### SUPPLIED RECORDS
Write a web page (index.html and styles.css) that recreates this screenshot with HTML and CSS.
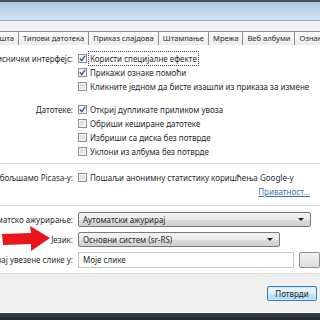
FILE: index.html
```html
<!DOCTYPE html>
<html>
<head>
    <meta charset="utf-8">
    <title>Опције</title>
    <link rel="stylesheet" href="styles.css">
</head>
<body>
    <!-- наслов прозора -->
    <div class="titlebar"></div>

    <!-- картице -->
    <div class="band">
        <div class="tabs">
            <div class="tab first">Општа</div>
            <div class="tab">Типови датотека</div>
            <div class="tab">Приказ слајдова</div>
            <div class="tab">Штампање</div>
            <div class="tab">Мрежа</div>
            <div class="tab">Веб албуми</div>
            <div class="tab">Ознаке са лицима</div>
        </div>
    </div>

    <div class="panel">
        <div class="group">
            <div class="row">
                <div class="lbl"><span>Кориснички интерфејс:</span></div>
                <div class="cb"><i class="box on"><svg width="9" height="9" viewBox="0 0 9 9"><path d="M1.8 4.6 L3.7 6.6 L7.2 1.8" fill="none" stroke="#3d5a99" stroke-width="1.4"/></svg></i><span class="focus">Користи специјалне ефекте</span></div>
            </div>
            <div class="row">
                <div class="lbl"></div>
                <div class="cb"><i class="box on"><svg width="9" height="9" viewBox="0 0 9 9"><path d="M1.8 4.6 L3.7 6.6 L7.2 1.8" fill="none" stroke="#3d5a99" stroke-width="1.4"/></svg></i><span>Прикажи ознаке помоћи</span></div>
            </div>
            <div class="row">
                <div class="lbl"></div>
                <div class="cb"><i class="box"></i><span>Кликните једном да бисте изашли из приказа за измене</span></div>
            </div>
        </div>

        <div class="group">
            <div class="row">
                <div class="lbl"><span>Датотеке:</span></div>
                <div class="cb"><i class="box on"><svg width="9" height="9" viewBox="0 0 9 9"><path d="M1.8 4.6 L3.7 6.6 L7.2 1.8" fill="none" stroke="#3d5a99" stroke-width="1.4"/></svg></i><span>Откриј дупликате приликом увоза</span></div>
            </div>
            <div class="row">
                <div class="lbl"></div>
                <div class="cb"><i class="box"></i><span>Обриши кеширане датотеке</span></div>
            </div>
            <div class="row">
                <div class="lbl"></div>
                <div class="cb"><i class="box"></i><span>Избриши са диска без потврде</span></div>
            </div>
            <div class="row">
                <div class="lbl"></div>
                <div class="cb"><i class="box"></i><span>Уклони из албума без потврде</span></div>
            </div>
        </div>

        <div class="sep"></div>

        <div class="row">
            <div class="lbl"><span>Помозите нам да побољшамо Picasa-у:</span></div>
            <div class="cb"><i class="box"></i><span>Пошаљи анонимну статистику коришћења Google-у</span></div>
        </div>
        <div class="linkrow"><a href="#">Приватност...</a></div>

        <div class="sep"></div>

        <div class="row field">
            <div class="lbl"><span>Аутоматско ажурирање:</span></div>
            <div class="select wide">Аутоматски ажурирај<b class="arrow"></b></div>
        </div>
        <div class="row field">
            <div class="lbl"><span>Језик:</span></div>
            <div class="select">Основни систем (sr-RS)<b class="arrow"></b></div>
            <svg class="pointer" width="52" height="26" viewBox="0 0 52 26"><path d="M2 8 L31 7 L30 0 L50 12 L31 25 L31 18 L3 19 Z" fill="#e8151b"/></svg>
        </div>
        <div class="row field">
            <div class="lbl"><span>Сачувај увезене слике у:</span></div>
            <div class="input">Моје слике</div>
            <div class="browse"></div>
        </div>
    </div>

    <div class="footer">
        <button class="ok">Потврди</button>
    </div>
    <div class="taskbar"></div>
</body>
</html>
```

FILE: styles.css
```css
    body {
        margin: 0;
        width: 320px;
        height: 320px;
        overflow: hidden;
        background: #f0f0f0;
        font-family: "Noto Sans", "Open Sans", sans-serif;
        font-size: 8px;
        color: #2a2a2a;
    }
    /* наслов */
    .titlebar {
        height: 18px;
        border-top: 2px solid #4b4f55;
        background: linear-gradient(#abc6e3, #c4d9ef 60%, #d1e2f3);
        border-bottom: 1px solid #93a8bf;
    }
    .band {
        height: 9px;
        background: #eef2f6;
    }
    /* картице */
    .tabs {
        display: flex;
        margin-left: -16px;
        padding-top: 10px;
        height: 14px;
        background: #eef2f6;
        border-bottom: 1px solid #8e9092;
    }
    .tab {
        padding: 0 4px;
        height: 13px;
        line-height: 13px;
        font-size: 7.6px;
        white-space: nowrap;
        border: 1px solid #8e9092;
        border-bottom: none;
        border-left: none;
        background: linear-gradient(#fbfbfb, #ececec);
    }
    .tab.first {
        border-left: 1px solid #8e9092;
    }
    /* главни панел */
    .panel {
        margin-top: 15px;
        background: #fff;
        padding: 6px 0 6px;
        height: 216px;
        border-bottom: 1px solid #dcdcdc;
    }
    .group + .group {
        margin-top: 9px;
    }
    .row {
        display: flex;
        align-items: center;
        height: 14px;
        position: relative;
    }
    .lbl {
        width: 73px;
        flex: none;
        display: flex;
        justify-content: flex-end;
        white-space: nowrap;
        margin-right: 5px;
    }
    .cb {
        display: flex;
        align-items: center;
        white-space: nowrap;
    }
    .box {
        width: 7px;
        height: 7px;
        border: 1px solid #8f8f8f;
        background: linear-gradient(135deg, #d8d8d8, #f2f2f2);
        margin-right: 3px;
        position: relative;
        box-shadow: inset 0 0 0 1px #f4f4f4;
    }
    .box.on {
        background: #f6f6f6;
    }
    .box svg {
        position: absolute;
        left: -1px;
        top: -1px;
    }
    .focus {
        outline: 1px dotted #444;
        outline-offset: 1px;
    }
    .sep {
        height: 1px;
        background: #d6d9dc;
        margin: 5px 0 6px;
    }
    .linkrow {
        display: flex;
        justify-content: flex-end;
        height: 16px;
        line-height: 16px;
        padding-right: 10px;
    }
    .linkrow a {
        color: #3a6fb6;
    }
    .field {
        height: 15px;
        margin-bottom: 5px;
    }
    .select {
        position: relative;
        width: 196px;
        height: 13px;
        line-height: 13px;
        padding-left: 4px;
        border: 1px solid #7a7a7a;
        border-radius: 2px;
        background: linear-gradient(#f2f2f2, #ebebeb 50%, #dddddd 51%, #cfcfcf);
    }
    .select.wide {
        width: 227px;
    }
    .arrow {
        position: absolute;
        right: 6px;
        top: 5px;
        border-left: 3px solid transparent;
        border-right: 3px solid transparent;
        border-top: 3px solid #222;
    }
    .input {
        width: 226px;
        height: 14px;
        line-height: 14px;
        padding-left: 4px;
        border: 1px solid #c6c9ce;
        background: #fff;
    }
    .browse {
        width: 20px;
        height: 14px;
        margin-left: 5px;
        border: 1px solid #8e8f8f;
        border-radius: 2px;
        background: linear-gradient(#f2f2f2, #dddddd);
    }
    .pointer {
        position: absolute;
        left: 0;
        top: -6px;
    }
    /* доњи део */
    .footer {
        height: 38px;
        display: flex;
        justify-content: flex-end;
        align-items: center;
        padding-right: 3px;
        border-bottom: 1px solid #f8f8f8;
    }
    .ok {
        width: 50px;
        height: 15px;
        padding: 0;
        font: inherit;
        color: #1e1e1e;
        border: 1px solid #3c7fb1;
        border-radius: 2px;
        background: linear-gradient(#eaf6fd, #d9f0fc 50%, #bee6fd 51%, #a7d9f5);
        box-shadow: inset 0 0 0 1px #c8ecfd;
    }
    .taskbar {
        height: 10px;
        background: linear-gradient(#3b4249, #1b1f24);
    }
```
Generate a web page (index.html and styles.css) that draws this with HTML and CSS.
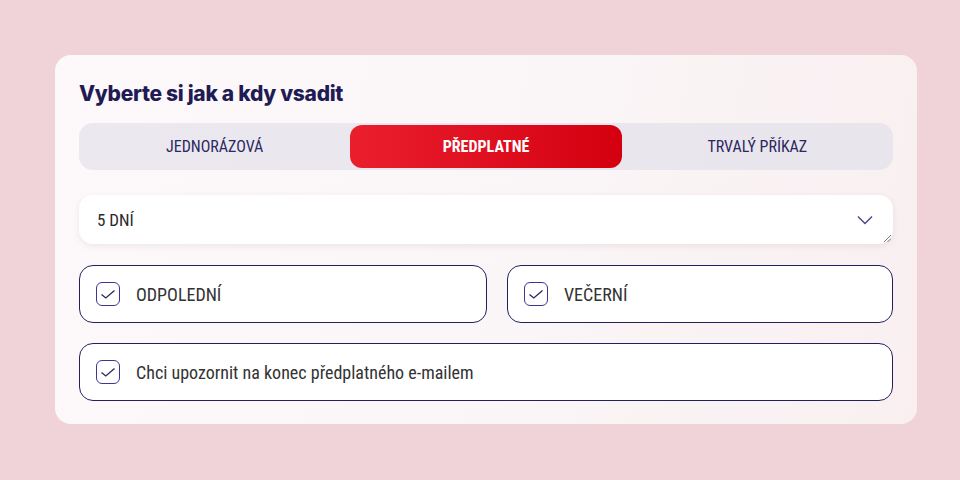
FILE: index.html
```html
<!DOCTYPE html>
<html lang="cs">
<head>
  <meta charset="UTF-8" />
  <title>Předplatné</title>
  <link rel="stylesheet" href="styles.css">
</head>
<body>
  <div class="card">
    <h2 class="card-title">Vyberte si jak a kdy vsadit</h2>

    <div class="tabs">
      <button class="tab">JEDNORÁZOVÁ</button>
      <button class="tab active">PŘEDPLATNÉ</button>
      <button class="tab">TRVALÝ PŘÍKAZ</button>
    </div>

    <div class="select">
      <span>5 DNÍ</span>
      <svg class="chevron" width="16" height="10" viewBox="0 0 16 10">
        <path d="M1 1.5 L8 8.5 L15 1.5" fill="none" stroke="#4a4680" stroke-width="1.4"/>
      </svg>
      <svg class="grip" width="8" height="8" viewBox="0 0 8 8">
        <path d="M1 8 L8 1 M4.5 8 L8 4.5" stroke="#777" stroke-width="1"/>
      </svg>
    </div>

    <div class="row">
      <label class="check">
        <span class="box"><svg width="16" height="16" viewBox="0 0 16 16"><path d="M1.5 8.5 L5.8 12 L14.5 4.5" fill="none" stroke="#2a2660" stroke-width="1.3"/></svg></span>
        ODPOLEDNÍ
      </label>
      <label class="check">
        <span class="box"><svg width="16" height="16" viewBox="0 0 16 16"><path d="M1.5 8.5 L5.8 12 L14.5 4.5" fill="none" stroke="#2a2660" stroke-width="1.3"/></svg></span>
        VEČERNÍ
      </label>
    </div>

    <label class="check">
      <span class="box"><svg width="16" height="16" viewBox="0 0 16 16"><path d="M1.5 8.5 L5.8 12 L14.5 4.5" fill="none" stroke="#2a2660" stroke-width="1.3"/></svg></span>
      Chci upozornit na konec předplatného e-mailem
    </label>
  </div>
</body>
</html>
```

FILE: styles.css
```css
body {
  margin: 0;
  padding: 55px 43px 0 55px;
  background-color: #f0d3d8;
  font-family: "Roboto Condensed", "Liberation Sans Narrow", Roboto, sans-serif;
  font-stretch: condensed;
}

.card {
  background: linear-gradient(100deg, #fdf9fa 0%, #faf5f6 60%, #f9eff1 100%);
  border-radius: 16px;
  padding: 24px 24px 23px 24px;
  display: flex;
  flex-direction: column;
}

.card-title {
  margin: 0 0 14px 0;
  font-family: Inter, sans-serif;
  font-stretch: normal;
  font-weight: 800;
  font-size: 21px;
  letter-spacing: -0.3px;
  line-height: 30px;
  color: #1f1b55;
}

.tabs {
  display: grid;
  grid-template-columns: 1fr 1fr 1fr;
  background: linear-gradient(90deg, #ebe9ef, #e8e5ec);
  border-radius: 14px;
  padding: 2px 0;
  margin-bottom: 25px;
}

.tab {
  border: none;
  background: transparent;
  height: 43px;
  font-family: inherit;
  font-stretch: condensed;
  font-size: 16px;
  color: #2c2862;
  cursor: pointer;
}

.tab.active {
  background: linear-gradient(90deg, #ea1f2e, #d40010);
  color: #fff;
  font-weight: 700;
  border-radius: 12px;
}

.select {
  position: relative;
  display: flex;
  align-items: center;
  justify-content: space-between;
  height: 49px;
  padding: 0 20px 0 18px;
  background: #fff;
  border-radius: 14px;
  box-shadow: 0 2px 6px rgba(120, 90, 100, 0.12);
  font-size: 17px;
  color: #2b2b2b;
  margin-bottom: 21px;
}

.select .grip {
  position: absolute;
  right: 2px;
  bottom: 2px;
}

.row {
  display: grid;
  grid-template-columns: 408fr 386fr;
  gap: 20px;
  margin-bottom: 20px;
}

.check {
  display: flex;
  align-items: center;
  gap: 16px;
  height: 56px;
  padding: 0 16px;
  background: #fff;
  border: 1px solid #24205e;
  border-radius: 14px;
  font-size: 18px;
  color: #333;
}

.box {
  width: 22px;
  height: 22px;
  border: 1px solid #3b3893;
  border-radius: 6px;
  display: flex;
  align-items: center;
  justify-content: center;
}
```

### EXERCISE OBJECTIVE
Of the lines in the entries, how many include the word "this"? State only the number.

### SOLUTION TO THE EXERCISE
2